Practical Checklist: How to Improve Your Digital Footprint This Week
- Search your name, usernames, email handle, and image results.
- Update your LinkedIn headline, photo, summary, education, and current role.
- Remove or hide outdated posts, old accounts, and unprofessional public content.
- Check that your resume, LinkedIn, portfolio, and professional bio tell the same story.
- Add one strong work sample, project description, writing sample, or credential.
- Set up Google Alerts for your name and professional brand.
- Turn on multi-factor authentication for important accounts.
- Review tag approvals and privacy settings on personal social profiles.
- Join one relevant professional group or community and contribute thoughtfully.
- Create a simple monthly reminder to review your search results and profiles.
Key Insights
- Your digital footprint is the searchable record of your online activity, including both content you publish and data collected or displayed by others.

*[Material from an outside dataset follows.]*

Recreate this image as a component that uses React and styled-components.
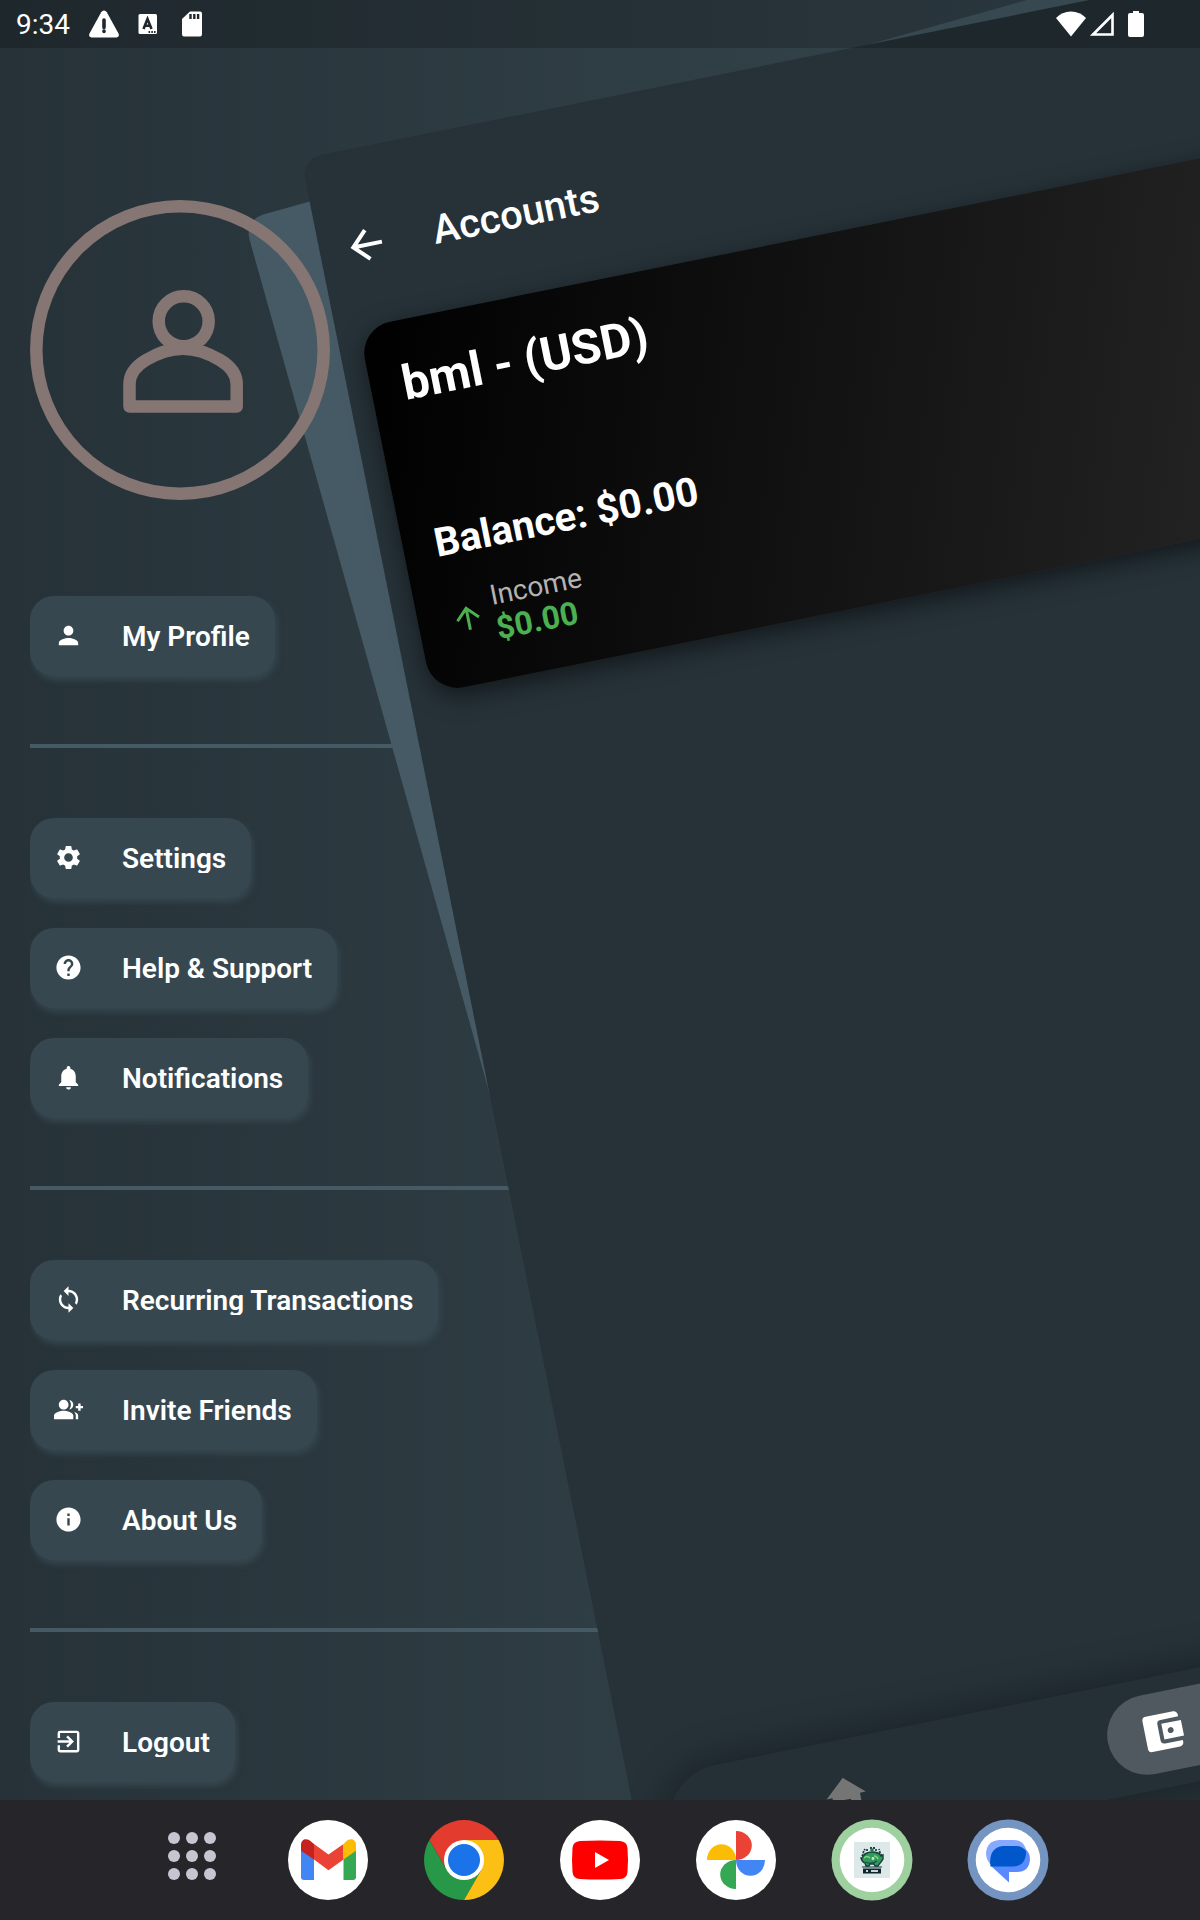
import React from "react";
import styled, { createGlobalStyle } from "styled-components";
import {
  MdAccountBalanceWallet,
  MdArrowBack,
  MdArrowUpward,
  MdExitToApp,
  MdGroupAdd,
  MdHelp,
  MdHome,
  MdInfo,
  MdNotifications,
  MdPerson,
  MdSettings,
  MdSync,
} from "react-icons/md";

const colors = {
  base: "#263238",
  raised: "#37474f",
  line: "#455a64",
  avatar: "#857573",
  dock: "#26252a",
};

const GlobalStyle = createGlobalStyle`
  *, *::before, *::after { box-sizing: border-box; }
  body {
    margin: 0;
    background: ${colors.dock};
    font-family: Roboto, "Liberation Sans", sans-serif;
    color: #fff;
  }
  button {
    margin: 0;
    padding: 0;
    border: 0;
    background: none;
    color: inherit;
    font: inherit;
    cursor: pointer;
  }
  h1, h2, p { margin: 0; }
`;

const Device = styled.div`
  display: flex;
  flex-direction: column;
  min-height: 100vh;
`;

const Stage = styled.div`
  position: relative;
  flex: 1;
  overflow: hidden;
  background: linear-gradient(90deg, ${colors.base}, ${colors.raised});
`;

/* status bar */

const StatusBar = styled.header`
  position: absolute;
  inset: 0 0 auto;
  z-index: 4;
  display: flex;
  align-items: center;
  justify-content: space-between;
  height: 48px;
  padding: 0 56px 0 16px;
  background: rgba(0, 0, 0, 0.2);
`;

const StatusGroup = styled.div`
  display: flex;
  align-items: center;
  gap: ${(p) => p.$gap}px;
`;

const StatusIcon = styled.svg`
  margin-left: ${(p) => p.$space || 0}px;
`;

const Clock = styled.time`
  padding-top: 2px;
  font-size: 28px;
  line-height: 32px;
`;

/* drawer */

const Drawer = styled.nav`
  position: relative;
  z-index: 2;
  display: flex;
  flex-direction: column;
  align-items: flex-start;
  padding: 200px 0 18px 30px;
`;

const Avatar = styled.svg`
  width: 300px;
  height: 300px;
  margin-bottom: 96px;
  fill: none;
  stroke: ${colors.avatar};
  stroke-width: 12.5;
  stroke-linejoin: round;
`;

const MenuGroup = styled.div`
  display: flex;
  flex-direction: column;
  align-items: flex-start;
  gap: 30px;
`;

const Divider = styled.hr`
  width: 100%;
  height: 4px;
  margin: 68px 0 70px;
  border: 0;
  background: ${colors.line};
`;

const MenuButton = styled.button`
  display: flex;
  align-items: center;
  gap: 39px;
  height: 80px;
  && { padding: 0 25px 0 24px; }
  border-radius: 24px;
  background: ${colors.raised};
  box-shadow: 2px 4px 6px ${colors.raised};
  clip-path: inset(-12px -12px -12px 0);
`;

const MenuIcon = styled.span`
  display: flex;
  padding-bottom: 2px;
  font-size: 29px;
`;

const MenuLabel = styled.span`
  padding-top: 2px;
  font-size: 28px;
  font-weight: 600;
  line-height: 28px;
  white-space: nowrap;
  clip-path: inset(0 -4px);
`;

/* tilted pages */

const BackPage = styled.div`
  position: absolute;
  z-index: 1;
  top: 220px;
  left: 244px;
  width: 100%;
  height: 100%;
  border-radius: 20px;
  background: ${colors.line};
  transform: rotate(-15.7deg);
  transform-origin: 0 0;
`;

const Page = styled.main`
  position: absolute;
  z-index: 3;
  top: 159px;
  left: 301px;
  display: flex;
  flex-direction: column;
  width: 100%;
  height: 100%;
  border-radius: 20px;
  background: ${colors.base};
  transform: rotate(-11.4deg);
  transform-origin: 0 0;
`;

const PageHeader = styled.div`
  display: flex;
  align-items: center;
  gap: 44px;
  height: 96px;
  margin: 49px 23px 32px;
`;

const BackButton = styled.button`
  display: flex;
  font-size: 48px;
`;

const PageTitle = styled.h1`
  font-size: 40px;
  font-weight: 500;
  line-height: 48px;
`;

const Card = styled.section`
  margin: 0 23px;
  padding: 32px 32px 34px;
  border-radius: 32px;
  background: linear-gradient(108deg, #000, #303030);
  box-shadow: 0 8px 24px rgba(0, 0, 0, 0.5);
`;

const AccountName = styled.h2`
  margin-bottom: 107px;
  font-size: 48px;
  font-weight: 700;
  line-height: 64px;
`;

const Balance = styled.p`
  font-size: 40px;
  font-weight: 700;
  line-height: 48px;
`;

const Income = styled.div`
  display: flex;
  align-items: center;
  gap: 8px;
  margin-top: 22px;
  color: #4caf50;
`;

const IncomeIcon = styled.span`
  display: flex;
  font-size: 36px;
`;

const IncomeLabel = styled.p`
  color: #b3b3b3;
  font-size: 28px;
  line-height: 32px;
`;

const IncomeValue = styled.p`
  font-size: 32px;
  font-weight: 700;
  line-height: 34px;
`;

const TabBar = styled.div`
  display: flex;
  align-items: center;
  justify-content: space-around;
  height: 112px;
  margin: auto 32px 32px;
  border-radius: 56px;
  background: #242f36;
  box-shadow: 0 0 40px rgba(0, 0, 0, 0.4);
`;

const Tab = styled.button`
  display: flex;
  align-items: center;
  justify-content: ${(p) => (p.$active ? "flex-start" : "center")};
  height: 80px;
  min-width: ${(p) => (p.$active ? 244 : 182)}px;
  && { padding: 0 32px; }
  border-radius: 40px;
  font-size: 48px;
  color: ${(p) => (p.$active ? "#fff" : "#757575")};
  background: ${(p) => (p.$active ? "#50595f" : "transparent")};
`;

/* dock */

const Dock = styled.footer`
  display: flex;
  justify-content: center;
  gap: 56px;
  padding: 20px;
  background: ${colors.dock};
`;

const DockButton = styled.button`
  display: flex;
  width: 80px;
  height: 80px;
  border-radius: 50%;
  svg { width: 80px; height: 80px; overflow: visible; }
`;

const groups = [
  [{ label: "My Profile", Icon: MdPerson }],
  [
    { label: "Settings", Icon: MdSettings },
    { label: "Help & Support", Icon: MdHelp },
    { label: "Notifications", Icon: MdNotifications },
  ],
  [
    { label: "Recurring Transactions", Icon: MdSync },
    { label: "Invite Friends", Icon: MdGroupAdd },
    { label: "About Us", Icon: MdInfo },
  ],
  [{ label: "Logout", Icon: MdExitToApp }],
];

const StatusIcons = () => (
  <>
    <StatusIcon width="30" height="28" viewBox="0 0 30 28">
      <path d="M15 0.5q1.800 0 2.800 1.800L29.500 23.500q1.200 3.500-2 4H2.500q-3.200-.5-2-4L12.200 2.300Q13.200.5 15 .5z" fill="#fff" />
      <path d="M15 10v7.500M15 21v.4" stroke="#20282e" strokeWidth="3.600" strokeLinecap="round" />
    </StatusIcon>
    <StatusIcon width="20" height="20" viewBox="0 0 20 20">
      <rect x="0.500" width="18.500" height="20" rx="1.500" fill="#fff" />
      <path d="M5.500 15L9.500 5L13.500 15M7 11.800h5" fill="none" stroke="#20282e" strokeWidth="2.600" />
      <path d="M10.500 18h1.600M13.300 18h1.600M16 18h1.600" stroke="#20282e" strokeWidth="1.800" />
    </StatusIcon>
    <StatusIcon $space={5} width="20" height="26" viewBox="0 0 20 26">
      <path d="M8 .5h10q2 0 2 2V23q0 2.500-2 2.500H2q-2 0-2-2.500V8z" fill="#fff" />
      <path d="M8.500 3v5M12.300 3v5M16.100 3v5" stroke="#20282e" strokeWidth="2.400" />
    </StatusIcon>
  </>
);

const SignalIcons = () => (
  <>
    <StatusIcon width="30" height="26" viewBox="0 0 30 26">
      <path d="M15 25.500L0 7Q6 .5 15 .5T30 7z" fill="#fff" />
    </StatusIcon>
    <StatusIcon width="26" height="26" viewBox="0 0 26 26">
      <path d="M4 23.500H23.500V4z" fill="none" stroke="#fff" strokeWidth="2.600" />
    </StatusIcon>
    <StatusIcon $space={10} width="16" height="26" viewBox="0 0 16 26">
      <path d="M5 0h6v2h3q2 0 2 2v20q0 2-2 2H2q-2 0-2-2V4q0-2 2-2h3z" fill="#fff" />
    </StatusIcon>
  </>
);

const AppsIcon = () => (
  <svg viewBox="0 0 80 80" fill="#c9c5d0">
    {[18, 36, 54].map((y) => [22, 40, 58].map((x) => <circle key={`${x}-${y}`} cx={x} cy={y} r="6" />))}
  </svg>
);

const GmailIcon = () => (
  <svg viewBox="0 0 80 80">
    <circle cx="40" cy="40" r="40" fill="#fff" />
    <path d="M13 29V57q0 3 3 3H26V38z" fill="#4285f4" />
    <path d="M68 29V57q0 3-3 3H55.500V38z" fill="#34a853" />
    <path d="M26 24L40.500 34.500L55.500 24V39.500L40.500 50.300L26 39.500z" fill="#ea4335" />
    <path d="M13 30.700V25C13 19 19 17.500 23 21.500L26 24V39.500z" fill="#c5221f" />
    <path d="M68 30.700V25C68 19 62 17.500 58 21.500L55.500 24V39.500z" fill="#fbbc04" />
  </svg>
);

const ChromeIcon = () => (
  <svg viewBox="0 0 80 80">
    <path d="M5.400 20A40 40 0 0 1 74.600 20H40L22.700 50z" fill="#e33b2e" />
    <path d="M5.400 20A40 40 0 0 0 40 80L57.300 50H22.700z" fill="#279847" />
    <path d="M74.600 20A40 40 0 0 1 40 80L57.300 50L40 20z" fill="#fcc014" />
    <circle cx="40" cy="40" r="20" fill="#fff" />
    <circle cx="40" cy="40" r="16" fill="#1a73e8" />
  </svg>
);

const YouTubeIcon = () => (
  <svg viewBox="0 0 80 80">
    <circle cx="40" cy="40" r="40" fill="#fff" />
    <path d="M20 21Q40 20 60 21Q67 21.500 67.500 28Q68.500 40 67.500 52Q67 58.500 60 59Q40 60 20 59Q13 58.500 12.500 52Q11.500 40 12.500 28Q13 21.500 20 21z" fill="#f00" />
    <path d="M35 32L49 40L35 48z" fill="#fff" />
  </svg>
);

const PhotosIcon = () => (
  <svg viewBox="0 0 80 80">
    <circle cx="40" cy="40" r="40" fill="#fff" />
    <path d="M40 11A15.800 14.500 0 0 1 40 40z" fill="#ea4335" />
    <path d="M69 40A14.500 15.800 0 0 1 40 40z" fill="#4285f4" />
    <path d="M40 69A15.800 14.500 0 0 1 40 40z" fill="#34a853" />
    <path d="M11 40A14.500 15.800 0 0 1 40 40z" fill="#fbbc04" />
  </svg>
);

const BudgetIcon = () => (
  <svg viewBox="0 0 80 80">
    <circle cx="40" cy="40" r="40.500" fill="#9fd09f" />
    <circle cx="40" cy="40" r="32.300" fill="#fff" />
    <rect x="22" y="22" width="36" height="36" fill="#dde9e9" />
    <path d="M31 33L33 29M35 31V28M38 28h5M44 31V28M48 33L47 29M30 36L32 33M50 36L48 33M34 34h3M44 33h4" stroke="#24404a" strokeWidth="1.800" strokeDasharray="2 1" />
    <path d="M30 38Q33 32 40 32T49 36L51 35V39L49 42Q47 44 46 46H43L42 44H38L37 46H34L33 43Q30 42 29 38z" fill="#2f9a59" stroke="#183f3c" strokeWidth="1.400" />
    <circle cx="40" cy="30" r="1.800" fill="#1d7a4c" />
    <path d="M32 38q3-3 6 0M42 36q3 0 4 3" stroke="#7bdc7d" strokeWidth="1.600" fill="none" />
    <path d="M34 42q5 3 11-1" stroke="#14504a" strokeWidth="1.400" fill="none" />
    <circle cx="41" cy="38.500" r="1.400" fill="#d4e4dc" />
    <rect x="30" y="46.500" width="20" height="1" fill="#183038" />
    <rect x="31" y="48.500" width="18" height="5" fill="#10262e" />
    <path d="M34 51h2M39 51h7" stroke="#c7d8da" strokeWidth="1.800" />
  </svg>
);

const MessagesIcon = () => (
  <svg viewBox="0 0 80 80">
    <circle cx="40" cy="40" r="40.500" fill="#7494c1" />
    <circle cx="40" cy="40" r="32.300" fill="#fff" />
    <path d="M31 20H46Q55 20 58 29V40L22 44Q18 39 18 33Q19 21 31 20z" fill="#87a9ff" />
    <path d="M57.500 29Q62 33 62 39.500Q61 52 49 52H41V62.500L23 46V40z" fill="#598bff" />
    <path d="M35 26H48Q55 26 58 31.500Q58 46 45 46.500H22.500Q20 28 35 26z" fill="#0057cc" />
  </svg>
);

const apps = [
  { name: "All apps", Icon: AppsIcon },
  { name: "Gmail", Icon: GmailIcon },
  { name: "Chrome", Icon: ChromeIcon },
  { name: "YouTube", Icon: YouTubeIcon },
  { name: "Photos", Icon: PhotosIcon },
  { name: "Budget", Icon: BudgetIcon },
  { name: "Messages", Icon: MessagesIcon },
];

export default function App() {
  return (
    <Device>
      <GlobalStyle />
      <Stage>
        <StatusBar>
          <StatusGroup $gap={19}>
            <Clock>9:34</Clock>
            <StatusIcons />
          </StatusGroup>
          <StatusGroup $gap={3}>
            <SignalIcons />
          </StatusGroup>
        </StatusBar>

        <BackPage />

        <Drawer>
          <Avatar viewBox="0 0 300 300">
            <circle cx="150" cy="150" r="143.700" />
            <circle cx="153.700" cy="121.300" r="25" />
            <path d="M99.500 206.500V184C99.500 173 106 166 116 160C128 153 139 148.750 153 148.750C167 148.750 178 153 190 160C200 166 206.700 173 206.700 184V206.500Z" />
          </Avatar>
          {groups.map((items, i) => (
            <React.Fragment key={items[0].label}>
              {i > 0 && <Divider />}
              <MenuGroup>
                {items.map(({ label, Icon }) => (
                  <MenuButton key={label} type="button">
                    <MenuIcon><Icon /></MenuIcon>
                    <MenuLabel>{label}</MenuLabel>
                  </MenuButton>
                ))}
              </MenuGroup>
            </React.Fragment>
          ))}
        </Drawer>

        <Page>
          <PageHeader>
            <BackButton type="button" aria-label="Back"><MdArrowBack /></BackButton>
            <PageTitle>Accounts</PageTitle>
          </PageHeader>
          <Card>
            <AccountName>bml - (USD)</AccountName>
            <Balance>Balance: $0.00</Balance>
            <Income>
              <IncomeIcon><MdArrowUpward /></IncomeIcon>
              <div>
                <IncomeLabel>Income</IncomeLabel>
                <IncomeValue>$0.00</IncomeValue>
              </div>
            </Income>
          </Card>
          <TabBar>
            <Tab type="button" aria-label="Home"><MdHome /></Tab>
            <Tab type="button" aria-label="Wallet" $active><MdAccountBalanceWallet /></Tab>
            <Tab type="button" aria-label="More" />
          </TabBar>
        </Page>
      </Stage>

      <Dock>
        {apps.map(({ name, Icon }) => (
          <DockButton key={name} type="button" aria-label={name}><Icon /></DockButton>
        ))}
      </Dock>
    </Device>
  );
}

- Employers may review your online presence before deciding whether to interview you; according to a 2020 recruitment survey, 98% employers scrutinize candidates online and 79% rejected candidates based on social content.
- A strong online presence should be accurate, professional, relevant, and consistent with your resume, credentials, and career goals.
- Cleaning up harmful content is only the first step. You also need positive evidence: projects, portfolios, credentials, thoughtful posts, recommendations, and clear contact information.
- Separate personal and professional spaces. Use privacy settings, professional usernames, consistent bios, and careful tagging controls.
- Education and credentials can strengthen credibility when they are relevant, verifiable, and connected to practical skills or career outcomes.
- Monitoring and security matter. Google Alerts, manual searches, strong passwords, multi-factor authentication, and regular privacy reviews help protect your reputation over time.
- Before posting publicly, ask whether the content supports the professional identity you want recruiters, schools, clients, and peers to see.